— Work to complete —
Look at the data below and print exactly the lines from its first line through the line with "import React from 'react';"; the pictures stay out of the copy.

— Collected data —
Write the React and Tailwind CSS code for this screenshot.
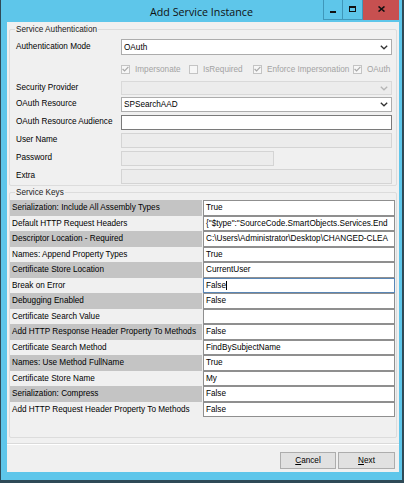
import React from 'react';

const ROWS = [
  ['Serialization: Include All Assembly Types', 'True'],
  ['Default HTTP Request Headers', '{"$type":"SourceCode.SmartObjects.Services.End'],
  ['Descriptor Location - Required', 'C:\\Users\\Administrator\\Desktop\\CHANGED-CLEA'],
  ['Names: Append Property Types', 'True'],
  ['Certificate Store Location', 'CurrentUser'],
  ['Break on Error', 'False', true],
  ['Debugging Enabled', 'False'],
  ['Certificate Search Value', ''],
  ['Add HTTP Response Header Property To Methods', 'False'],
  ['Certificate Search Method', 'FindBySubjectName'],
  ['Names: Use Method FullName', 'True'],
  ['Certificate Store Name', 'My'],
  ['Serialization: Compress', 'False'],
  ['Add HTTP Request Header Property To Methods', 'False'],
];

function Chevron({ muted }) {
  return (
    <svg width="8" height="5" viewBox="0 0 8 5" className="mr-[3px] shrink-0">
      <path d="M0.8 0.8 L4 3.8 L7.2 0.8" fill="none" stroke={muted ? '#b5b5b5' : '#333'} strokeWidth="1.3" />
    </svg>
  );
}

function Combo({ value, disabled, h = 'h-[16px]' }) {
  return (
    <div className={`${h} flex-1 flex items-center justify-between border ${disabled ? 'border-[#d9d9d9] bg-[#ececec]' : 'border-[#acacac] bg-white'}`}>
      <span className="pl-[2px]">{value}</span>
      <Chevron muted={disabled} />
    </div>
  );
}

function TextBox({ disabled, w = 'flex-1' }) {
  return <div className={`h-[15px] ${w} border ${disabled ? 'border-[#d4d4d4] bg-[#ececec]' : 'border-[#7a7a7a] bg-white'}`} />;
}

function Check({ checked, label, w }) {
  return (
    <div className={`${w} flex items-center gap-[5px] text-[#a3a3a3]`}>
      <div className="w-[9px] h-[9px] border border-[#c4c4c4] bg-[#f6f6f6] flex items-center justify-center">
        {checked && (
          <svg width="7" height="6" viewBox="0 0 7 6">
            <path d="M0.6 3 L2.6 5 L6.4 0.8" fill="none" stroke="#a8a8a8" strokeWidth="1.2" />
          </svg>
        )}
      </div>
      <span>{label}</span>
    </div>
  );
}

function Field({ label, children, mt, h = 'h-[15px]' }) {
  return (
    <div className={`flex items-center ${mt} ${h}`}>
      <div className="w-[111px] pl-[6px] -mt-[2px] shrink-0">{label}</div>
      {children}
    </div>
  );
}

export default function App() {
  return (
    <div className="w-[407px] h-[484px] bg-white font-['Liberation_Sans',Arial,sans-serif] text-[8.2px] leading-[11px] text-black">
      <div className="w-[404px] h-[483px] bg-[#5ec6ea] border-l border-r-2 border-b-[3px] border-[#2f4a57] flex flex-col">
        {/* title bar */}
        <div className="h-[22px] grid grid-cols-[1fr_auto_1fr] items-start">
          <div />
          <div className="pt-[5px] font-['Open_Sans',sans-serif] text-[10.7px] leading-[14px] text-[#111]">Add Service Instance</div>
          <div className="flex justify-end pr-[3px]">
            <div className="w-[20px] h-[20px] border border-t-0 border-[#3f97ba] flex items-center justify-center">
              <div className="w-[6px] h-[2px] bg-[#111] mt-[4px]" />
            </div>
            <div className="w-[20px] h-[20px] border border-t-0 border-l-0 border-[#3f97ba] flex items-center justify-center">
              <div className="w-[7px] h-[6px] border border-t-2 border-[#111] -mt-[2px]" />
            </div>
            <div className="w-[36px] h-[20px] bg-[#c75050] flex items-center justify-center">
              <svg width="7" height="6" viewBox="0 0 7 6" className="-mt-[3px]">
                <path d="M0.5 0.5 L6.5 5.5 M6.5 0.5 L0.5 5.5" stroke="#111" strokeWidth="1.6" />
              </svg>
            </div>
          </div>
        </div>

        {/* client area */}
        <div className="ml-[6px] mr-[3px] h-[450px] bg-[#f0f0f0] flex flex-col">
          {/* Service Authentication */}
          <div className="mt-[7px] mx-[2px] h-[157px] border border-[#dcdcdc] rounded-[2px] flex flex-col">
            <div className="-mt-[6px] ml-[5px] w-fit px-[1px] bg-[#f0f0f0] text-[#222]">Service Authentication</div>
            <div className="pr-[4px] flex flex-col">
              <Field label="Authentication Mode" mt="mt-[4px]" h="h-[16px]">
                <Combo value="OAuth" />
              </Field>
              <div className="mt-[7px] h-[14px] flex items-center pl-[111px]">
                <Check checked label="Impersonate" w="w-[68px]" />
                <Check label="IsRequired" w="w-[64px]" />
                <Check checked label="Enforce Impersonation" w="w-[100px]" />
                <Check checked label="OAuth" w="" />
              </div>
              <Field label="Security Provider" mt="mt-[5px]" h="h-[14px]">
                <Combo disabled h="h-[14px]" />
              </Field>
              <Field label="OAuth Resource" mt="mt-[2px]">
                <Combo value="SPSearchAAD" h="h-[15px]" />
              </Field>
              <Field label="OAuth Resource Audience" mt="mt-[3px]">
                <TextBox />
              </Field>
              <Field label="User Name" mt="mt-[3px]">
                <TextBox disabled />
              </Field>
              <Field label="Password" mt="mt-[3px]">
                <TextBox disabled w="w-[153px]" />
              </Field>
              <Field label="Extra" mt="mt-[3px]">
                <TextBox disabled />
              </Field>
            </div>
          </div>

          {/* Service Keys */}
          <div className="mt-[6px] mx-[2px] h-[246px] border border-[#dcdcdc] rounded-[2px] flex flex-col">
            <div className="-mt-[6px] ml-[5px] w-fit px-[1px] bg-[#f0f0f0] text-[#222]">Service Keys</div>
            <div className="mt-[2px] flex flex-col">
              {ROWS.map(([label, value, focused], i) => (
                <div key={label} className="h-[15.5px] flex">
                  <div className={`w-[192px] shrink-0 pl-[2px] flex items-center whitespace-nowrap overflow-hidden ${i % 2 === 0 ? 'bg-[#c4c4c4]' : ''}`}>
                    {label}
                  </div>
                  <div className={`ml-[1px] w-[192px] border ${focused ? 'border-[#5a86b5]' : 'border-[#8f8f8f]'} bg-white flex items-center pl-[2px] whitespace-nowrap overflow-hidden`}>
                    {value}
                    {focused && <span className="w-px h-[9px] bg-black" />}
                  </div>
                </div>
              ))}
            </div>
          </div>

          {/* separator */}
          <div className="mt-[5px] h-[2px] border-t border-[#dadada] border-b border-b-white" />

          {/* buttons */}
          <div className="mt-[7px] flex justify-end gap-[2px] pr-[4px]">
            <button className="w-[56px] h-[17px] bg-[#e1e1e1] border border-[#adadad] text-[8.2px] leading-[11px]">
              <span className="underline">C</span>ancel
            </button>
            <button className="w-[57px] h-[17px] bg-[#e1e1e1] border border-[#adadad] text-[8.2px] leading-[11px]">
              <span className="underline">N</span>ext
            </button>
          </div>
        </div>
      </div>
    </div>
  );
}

— Final answer —
Write the React and Tailwind CSS code for this screenshot.
import React from 'react';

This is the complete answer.